RUNBOOK
Ansible Production Runbook
1. Overview
Ansible is an agentless infrastructure automation platform used for configuration management, application deployment, and infrastructure-as-code. This runbook provides operational procedures for deploying, maintaining, and troubleshooting Ansible in production environments.
Key Capabilities:
- Infrastructure provisioning and configuration
- Application deployment and updates
- Multi-tier orchestration
- Disaster recovery automation
- Compliance and security automation
2. Standard Deployment Configuration
2.1 Ansible Control Node Setup
The control node is the machine where Ansible executes playbooks. Recommended specifications:
System Requirements:
- OS: Linux (Ubuntu 20.04 LTS or CentOS 8+)
- Python: 3.8+
- CPU: 2+ cores
- Memory: 4GB+ RAM
- Storage: 50GB+ for playbooks, inventories, logs
Installation:
#!/bin/bash
# Install Ansible on Ubuntu/Debian
sudo apt-get update
sudo apt-get install -y python3 python3-pip git
# Install Ansible and essential collections
pip3 install ansible>=2.11
pip3 install ansible-lint # For linting
# Create directory structure
mkdir -p /opt/ansible/{playbooks,roles,inventories,logs}
cd /opt/ansible
# Clone or initialize repository
git clone <your-ansible-repo> .
Essential Configuration (ansible.cfg):
[defaults]
# Inventory and host settings
inventory = inventories/production/hosts
host_key_checking = False
remote_user = ansible
private_key_file = ~/.ssh/ansible_key
# Execution settings
forks = 10 # Parallel task execution
timeout = 30 # SSH timeout
log_path = /var/log/ansible.log
# Performance optimization
gathering = smart
fact_caching = jsonfile
fact_caching_connection = /tmp/ansible_cache
fact_caching_timeout = 86400
# Display settings
force_color = True
display_skipped_hosts = False
deprecation_warnings = False
[ssh_connection]
pipelining = True
ssh_args = -o ControlMaster=auto -o ControlPersist=60s
2.2 SSH Key Setup
Ansible requires SSH access to all managed hosts:
# Generate SSH key for Ansible user (if not exists)

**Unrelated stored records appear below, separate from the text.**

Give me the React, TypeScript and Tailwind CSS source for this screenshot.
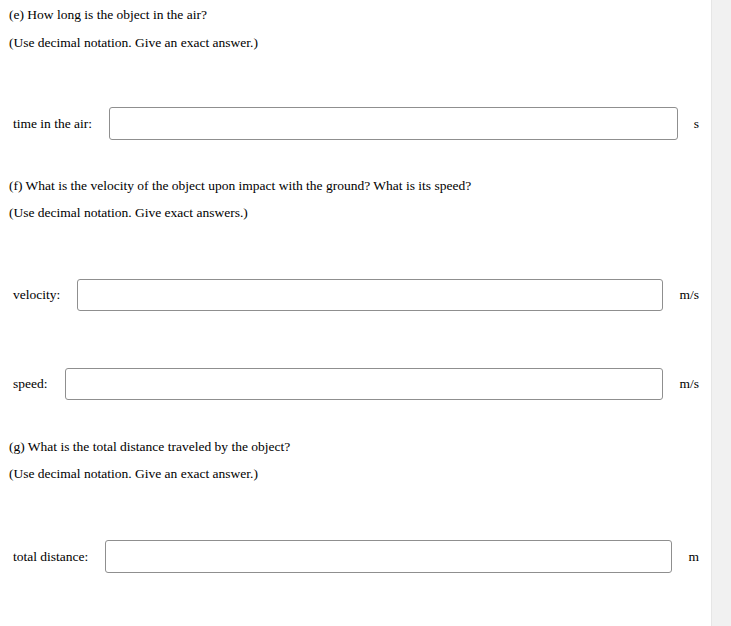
import React from "react"

type RowProps = { label: string; unit: string; h?: string }

function AnswerRow({ label, unit, h = "h-[33px]" }: RowProps) {
  return (
    <div className="flex items-center pl-[13px] pr-[12px]">
      <span className="whitespace-nowrap">{label}</span>
      <input
        type="text"
        className={`ml-[17px] flex-1 ${h} rounded-[3px] border border-[#8f8f8f] bg-white outline-none`}
      />
      <span className="ml-[16px] whitespace-nowrap">{unit}</span>
    </div>
  )
}

export default function App() {
  return (
    <div className="flex h-[626px] w-[731px] bg-white font-['Liberation_Serif',serif] text-[13.5px] leading-[16px] text-black">
      <div className="flex-1">
        <p className="pl-[9px] pt-[7px]">(e) How long is the object in the air?</p>
        <p className="mt-[12px] pl-[9px]">(Use decimal notation. Give an exact answer.)</p>

        <div className="mt-[56px]">
          <AnswerRow label="time in the air:" unit="s" />
        </div>

        <p className="mt-[38px] pl-[9px]">
          (f) What is the velocity of the object upon impact with the ground? What is its speed?
        </p>
        <p className="mt-[11px] pl-[9px]">(Use decimal notation. Give exact answers.)</p>

        <div className="mt-[58px]">
          <AnswerRow label="velocity:" unit="m/s" h="h-[32px]" />
        </div>
        <div className="mt-[57px]">
          <AnswerRow label="speed:" unit="m/s" h="h-[32px]" />
        </div>

        <p className="mt-[39px] pl-[9px]">(g) What is the total distance traveled by the object?</p>
        <p className="mt-[11px] pl-[9px]">(Use decimal notation. Give an exact answer.)</p>

        <div className="mt-[58px]">
          <AnswerRow label="total distance:" unit="m" />
        </div>
      </div>
      <div className="w-[20px] border-l border-[#e6e6e6] bg-[#f1f1f1]" />
    </div>
  )
}
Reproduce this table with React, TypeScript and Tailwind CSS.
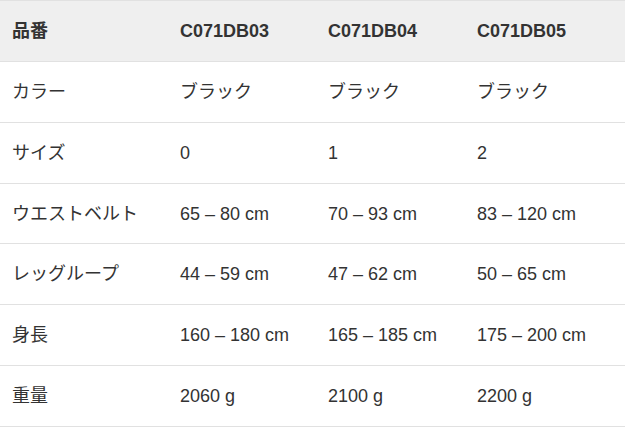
const header = ['品番', 'C071DB03', 'C071DB04', 'C071DB05']

const rows = [
  ['カラー', 'ブラック', 'ブラック', 'ブラック'],
  ['サイズ', '0', '1', '2'],
  ['ウエストベルト', '65 – 80 cm', '70 – 93 cm', '83 – 120 cm'],
  ['レッグループ', '44 – 59 cm', '47 – 62 cm', '50 – 65 cm'],
  ['身長', '160 – 180 cm', '165 – 185 cm', '175 – 200 cm'],
  ['重量', '2060 g', '2100 g', '2200 g'],
]

const cols = 'grid grid-cols-[168px_148px_149px_1fr]'

export default function App() {
  return (
    <div className="w-[625px] bg-white font-['Liberation_Sans','Noto_Sans_CJK_JP',sans-serif] text-[18px] text-[#333333]">
      <div className={`${cols} h-[62px] items-center border-y border-[#e1e1e1] bg-[#efefef] font-bold`}>
        {header.map((h, i) => (
          <div key={i} className="pl-3 leading-none">
            {h}
          </div>
        ))}
      </div>
      {rows.map((r, ri) => (
        <div key={ri} className={`${cols} h-[60.83px] items-center border-b border-[#e1e1e1]`}>
          {r.map((c, ci) => (
            <div key={ci} className="pl-3 leading-none whitespace-nowrap">
              {c}
            </div>
          ))}
        </div>
      ))}
    </div>
  )
}
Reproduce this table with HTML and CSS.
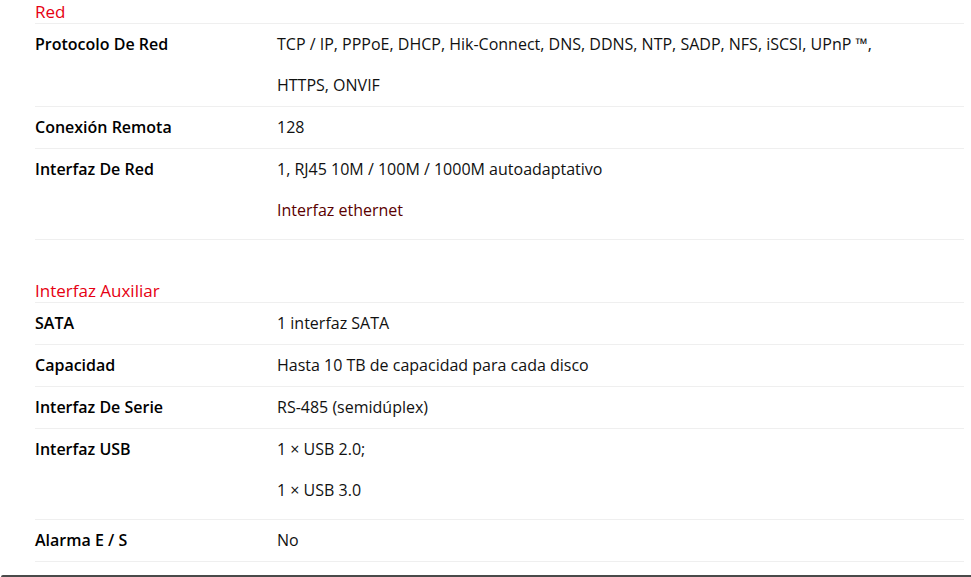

ssh-keygen -t ed25519 -f ~/.ssh/ansible_key -N ""
# Set proper permissions
chmod 600 ~/.ssh/ansible_key
chmod 700 ~/.ssh
# Copy public key to all managed hosts
for host in web1.example.com web2.example.com; do
ssh-copy-id -i ~/.ssh/ansible_key.pub ansible@$host
done
# Verify connectivity
ansible all -i inventories/production/hosts -m ping
2.3 Inventory Configuration
Static Inventory (inventories/production/hosts):
[webservers]
web1.example.com
web2.example.com
web3.example.com
[databases]
db1.example.com db_primary=true
db2.example.com db_primary=false
[caching]
cache1.example.com
[all:vars]
ansible_user=ansible
ansible_ssh_private_key_file=~/.ssh/ansible_key
ansible_python_interpreter=/usr/bin/python3
Dynamic Inventory (AWS example - aws_ec2.yml):
plugin: aws_ec2
regions:
- us-east-1
- us-west-2
filters:
tag:Environment: production
keyed_groups:
- key: tags.Role
separator: _
- key: placement.region
prefix: aws
2.4 Group Variables
Define variables for host groups:
inventories/production/group_vars/webservers.yml:
---
# Web server configuration
http_port: 80
https_port: 443
app_version: "2.0.0"
# Performance tuning
max_connections: 1000
worker_processes: 4
# Monitoring
enable_monitoring: true
metrics_port: 9090
inventories/production/group_vars/databases.yml:
---
# Database configuration
db_port: 5432
db_backup_enabled: true
db_backup_schedule: "0 2 * * *" # 2 AM daily
# Replication
db_replication: true
replication_lag_threshold: 10 # seconds
3. Standard Playbook Structure
3.1 Directory Layout
ansible-project/
├── ansible.cfg
├── inventory/
│ ├── production/
│ │ ├── hosts
│ │ ├── group_vars/
│ │ │ ├── all.yml
│ │ │ ├── webservers.yml
│ │ │ └── databases.yml
│ │ └── host_vars/
│ ├── staging/
│ └── development/
├── roles/
│ ├── common/
│ │ ├── tasks/main.yml
│ │ ├── handlers/main.yml
│ │ ├── vars/main.yml
│ │ ├── defaults/main.yml
│ │ └── templates/
│ ├── webserver/
│ ├── database/
│ └── monitoring/
├── playbooks/
│ ├── site.yml
│ ├── deploy.yml
│ ├── upgrade.yml
│ └── maintenance.yml
├── templates/
├── files/
├── group_vars/
└── requirements.yml
3.2 Main Playbook Template (site.yml)
---
- name: Deploy infrastructure
hosts: all
gather_facts: yes
any_errors_fatal: true
vars:
app_name: myapp
app_version: "2.0.0"
environment: production
pre_tasks:
- name: Validate prerequisites
assert:
that:
- ansible_os_family == 'Debian' or ansible_os_family == 'RedHat'
- ansible_memtotal_mb >= 2048
- ansible_processor_vcpus >= 2
fail_msg: "Host does not meet minimum requirements"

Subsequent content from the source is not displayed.